A violent storm was raging near Marseilles, when seven persons, seated together in the ground-floor drawing-room of a country house, saw a fireball as big as a plate appear in their midst.

It directed its course towards a young girl of eighteen, who, frightened out of her life, had fallen on her knees. Touching her shoes, it rebounded to the ceiling, then came down to her feet again, and so on two or three times, with mysterious regularity, the girl experiencing, it seems, no other sensation than that of a slight cramp in her legs. Eventually the fireball made its exit from the room through a keyhole!

The girl could not get up at once after it had gone. For a fortnight or so she could not walk without assistance, and it was two years before she got over a liability to sudden weakness in her legs, causing her suddenly to fall.

It is strange to reflect that these diminutive fireballs, produced by the actual atmosphere we breathe, are less understood by us than that enormous globe which we call the sun, and to which is due the flowering of the entire life of our planet. If we are still in doubt as to the nature of the sun's spots, at least we have been able to analyse its own elements. And we know its dimensions, its weight, its distance from us, its rate of rotation, etc., etc.

Yet these electric spheres that make their escape from the clouds in times of storm, baffle our investigations altogether.

According to records which seem authentic, fireballs have been seen actually to come into existence upon the surface of a ceiling, at the mouth of a well, and upon the flagstones of a church.

In 1713, at the château of Fosdinaro, in the neighbourhood of Massa Carrara, in the course of a storm and heavy downpour of rain, there was seen to appear suddenly upon the ground a very vivid flame, white and blue in colour. It seemed to flare fiercely, but did not move apparently from the one spot, and after growing quickly in volume it suddenly disappeared. Simultaneously with its going, one of the observers felt a curious sort of tickling behind his shoulder, moving upwards; several bits of plaster from the ceiling under which he stood fell upon his head, and there was a sudden crash quite unlike an ordinary thunderclap.

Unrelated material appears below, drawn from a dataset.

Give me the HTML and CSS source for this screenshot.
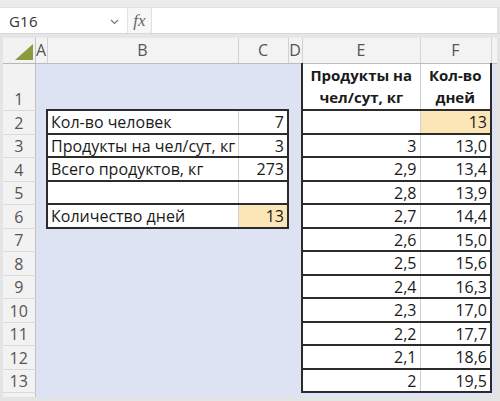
FILE: index.html
```html
<!DOCTYPE html>
<html>
<head>
<meta charset="utf-8">
<link rel="stylesheet" href="styles.css">
</head>
<body>
<div class="app">
  <div class="topband"></div>
  <div class="fbar">
    <div class="namebox">
      <span class="ref">G16</span>
      <svg class="chev" width="9" height="6" viewBox="0 0 9 6"><polyline points="1,1 4.5,4.5 8,1" fill="none" stroke="#777" stroke-width="1.2"/></svg>
    </div>
    <div class="fx">fx</div>
    <div class="finput"></div>
  </div>
  <div class="gap"></div>
  <div class="sheet">
    <table class="grid">
      <colgroup>
        <col class="w-rh"><col class="w-a"><col class="w-b"><col class="w-c"><col class="w-d"><col class="w-e"><col class="w-f"><col class="w-g">
      </colgroup>
      <tr class="r-h">
        <td class="corner"><svg class="tri" width="18" height="16" viewBox="0 0 18 16"><polygon points="0,16 18,16 18,0" fill="#8c9a3c"/></svg></td>
        <td class="ch">A</td><td class="ch">B</td><td class="ch">C</td><td class="ch">D</td><td class="ch">E</td><td class="ch">F</td><td class="ch"></td>
      </tr>
      <tr class="r-1">
        <td class="rh">1</td><td class="c"></td><td class="c"></td><td class="c"></td><td class="c"></td>
        <td class="w hd bl bb">Продукты на<br>чел/сут, кг</td><td class="w hd br bb vl">Кол-во<br>дней</td><td class="c"></td>
      </tr>
      <tr class="r-a">
        <td class="rh">2</td><td class="c"></td><td class="w txt bt bl bb">Кол-во человек</td><td class="w num bt br bb vl">7</td><td class="c"></td>
        <td class="w num bl bb"></td><td class="o num br bb vl">13</td><td class="c"></td>
      </tr>
      <tr class="r-b">
        <td class="rh">3</td><td class="c"></td><td class="w txt bl bb">Продукты на чел/сут, кг</td><td class="w num br bb vl">3</td><td class="c"></td>
        <td class="w num bl bb">3</td><td class="w num br bb vl">13,0</td><td class="c"></td>
      </tr>
      <tr class="r-a">
        <td class="rh">4</td><td class="c"></td><td class="w txt bl bb">Всего продуктов, кг</td><td class="w num br bb vl">273</td><td class="c"></td>
        <td class="w num bl bb">2,9</td><td class="w num br bb vl">13,4</td><td class="c"></td>
      </tr>
      <tr class="r-b">
        <td class="rh">5</td><td class="c"></td><td class="w txt bl bb"></td><td class="w num br bb vl"></td><td class="c"></td>
        <td class="w num bl bb">2,8</td><td class="w num br bb vl">13,9</td><td class="c"></td>
      </tr>
      <tr class="r-a">
        <td class="rh">6</td><td class="c"></td><td class="w txt bl bb">Количество дней</td><td class="o num br bb vl">13</td><td class="c"></td>
        <td class="w num bl bb">2,7</td><td class="w num br bb vl">14,4</td><td class="c"></td>
      </tr>
      <tr class="r-b">
        <td class="rh">7</td><td class="c"></td><td class="c"></td><td class="c"></td><td class="c"></td>
        <td class="w num bl bb">2,6</td><td class="w num br bb vl">15,0</td><td class="c"></td>
      </tr>
      <tr class="r-a">
        <td class="rh">8</td><td class="c"></td><td class="c"></td><td class="c"></td><td class="c"></td>
        <td class="w num bl bb">2,5</td><td class="w num br bb vl">15,6</td><td class="c"></td>
      </tr>
      <tr class="r-b">
        <td class="rh">9</td><td class="c"></td><td class="c"></td><td class="c"></td><td class="c"></td>
        <td class="w num bl bb">2,4</td><td class="w num br bb vl">16,3</td><td class="c"></td>
      </tr>
      <tr class="r-a">
        <td class="rh">10</td><td class="c"></td><td class="c"></td><td class="c"></td><td class="c"></td>
        <td class="w num bl bb">2,3</td><td class="w num br bb vl">17,0</td><td class="c"></td>
      </tr>
      <tr class="r-b">
        <td class="rh">11</td><td class="c"></td><td class="c"></td><td class="c"></td><td class="c"></td>
        <td class="w num bl bb">2,2</td><td class="w num br bb vl">17,7</td><td class="c"></td>
      </tr>
      <tr class="r-a">
        <td class="rh">12</td><td class="c"></td><td class="c"></td><td class="c"></td><td class="c"></td>
        <td class="w num bl bb">2,1</td><td class="w num br bb vl">18,6</td><td class="c"></td>
      </tr>
      <tr class="r-b">
        <td class="rh">13</td><td class="c"></td><td class="c"></td><td class="c"></td><td class="c"></td>
        <td class="w num bl bb">2</td><td class="w num br bb vl">19,5</td><td class="c"></td>
      </tr>
      <tr class="r-a">
        <td class="rh top">14</td><td class="c"></td><td class="c"></td><td class="c"></td><td class="c"></td><td class="c"></td><td class="c"></td><td class="c"></td>
      </tr>
    </table>
  </div>
</div>
</body>
</html>
```
FILE: styles.css
```css
* { box-sizing: border-box; }
html, body { margin: 0; padding: 0; }
body {
  width: 500px;
  height: 401px;
  overflow: hidden;
  background: #d4d4d4;
  font-family: "Open Sans", "Liberation Sans", sans-serif;
}
.app {
  width: 500px;
  height: 401px;
  display: flex;
  flex-direction: column;
  background: #e4e4e4;
}
.topband {
  height: 8px;
  background: #ebebeb;
  border-bottom: 1px solid #e0e0e0;
}
.fbar {
  height: 25px;
  display: flex;
  background: #ffffff;
  margin-right: 3px;
}
.namebox {
  width: 128px;
  display: flex;
  align-items: center;
  justify-content: space-between;
  padding: 0 8px 0 9px;
  border-right: 1px solid #e2e2e2;
}
.ref {
  font-size: 15px;
  color: #333;
  letter-spacing: 0.2px;
}
.chev { margin-top: 2px; }
.fx {
  width: 24px;
  display: flex;
  align-items: center;
  justify-content: center;
  font-family: "Liberation Serif", serif;
  font-style: italic;
  font-size: 17px;
  color: #666;
  background: #f7f7f7;
  border-right: 1px solid #e0e0e0;
}
.finput { flex: 1; }
.gap {
  height: 5px;
  background: #e6e6e6;
  border-top: 1px solid #d8d8d8;
}
.sheet {
  flex: 1;
  overflow: hidden;
  margin-left: 3px;
  margin-right: 3px;
  margin-bottom: 4px;
  background: #dde3f2;
}
.grid {
  border-collapse: collapse;
  table-layout: fixed;
  width: 494px;
  font-size: 16px;
  color: #1a1a1a;
}
.w-rh { width: 32px; }
.w-a { width: 12px; }
.w-b { width: 191px; }
.w-c { width: 50px; }
.w-d { width: 14px; }
.w-e { width: 118px; }
.w-f { width: 71px; }
.w-g { width: 6px; }
.r-h { height: 25px; }
.r-1 { height: 47px; }
.r-a { height: 24px; }
.r-b { height: 23px; }
td {
  padding: 0;
  white-space: nowrap;
  overflow: hidden;
  line-height: 20px;
}
.corner {
  background: #f2f2f2;
  border-right: 1px solid #c4c4c4;
  border-bottom: 1px solid #b8b8b8;
  text-align: right;
  vertical-align: bottom;
  padding: 0 2px 3px 0;
}
.tri { display: block; margin-left: auto; }
.ch {
  background: #f3f3f3;
  color: #555;
  text-align: center;
  border-right: 1px solid #d2d2d2;
  border-bottom: 1px solid #bdbdbd;
  font-size: 16px;
}
.rh {
  background: #f2f2f2;
  color: #555;
  text-align: center;
  vertical-align: bottom;
  border-bottom: 1px solid #dadada;
  border-right: 1px solid #c2c2c2;
  padding-bottom: 1px;
  font-size: 16px;
}
.rh.top { vertical-align: top; }
.c { background: #dde3f2; }
.w { background: #ffffff; }
.o { background: #fce6b8; }
.num { text-align: right; padding-right: 3px; }
.txt { padding-left: 3px; }
.hd {
  font-weight: 700;
  text-align: center;
  white-space: normal;
  line-height: 22px;
  font-size: 15px;
}
.vl { border-left: 1px solid #d0d0d0; }
.bt { border-top: 2px solid #2b2b2b; }
.bb { border-bottom: 2px solid #2b2b2b; }
.bl { border-left: 2px solid #2b2b2b; }
.br { border-right: 2px solid #2b2b2b; }
```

In 1750, on the 2nd of July, at about three in the afternoon, the Abbé Richard happened to be in the church of St. Michel at Dijon during a storm. "Suddenly," he tells us, "I saw between two pillars of the nave a bright red flame floating in the air about three feet above the floor. Presently it rose to a height of twelve or fifteen feet, increasing in volume. Then, after having moved some yards to one side, while still rising diagonally to the height almost of the woodwork of the organ, it disappeared at last with an explosion like the report of a cannon."

On July 21, 1745, a violent storm broke out in Boulogne, and the tower of a convent was struck by a fireball. It was of great size, and was seen to emerge from one of the sewers of the town and to move along the surface of the road until it hit against this tower, of which a part subsided. No one was hurt. A nun affirmed that some years before she had seen just such another fireball emerge from the same spot and precipitate itself with a crash against the summit of the tower without doing any damage.

In the middle of a violent storm, Dr. Gardons saw several fireballs flying in different directions, not far from the ground, making a crackling sort of noise. One of them was seen by witnesses to come out of an excavation full of stagnant water. They killed one man, several animals, and did much damage to the trees and houses in the vicinity.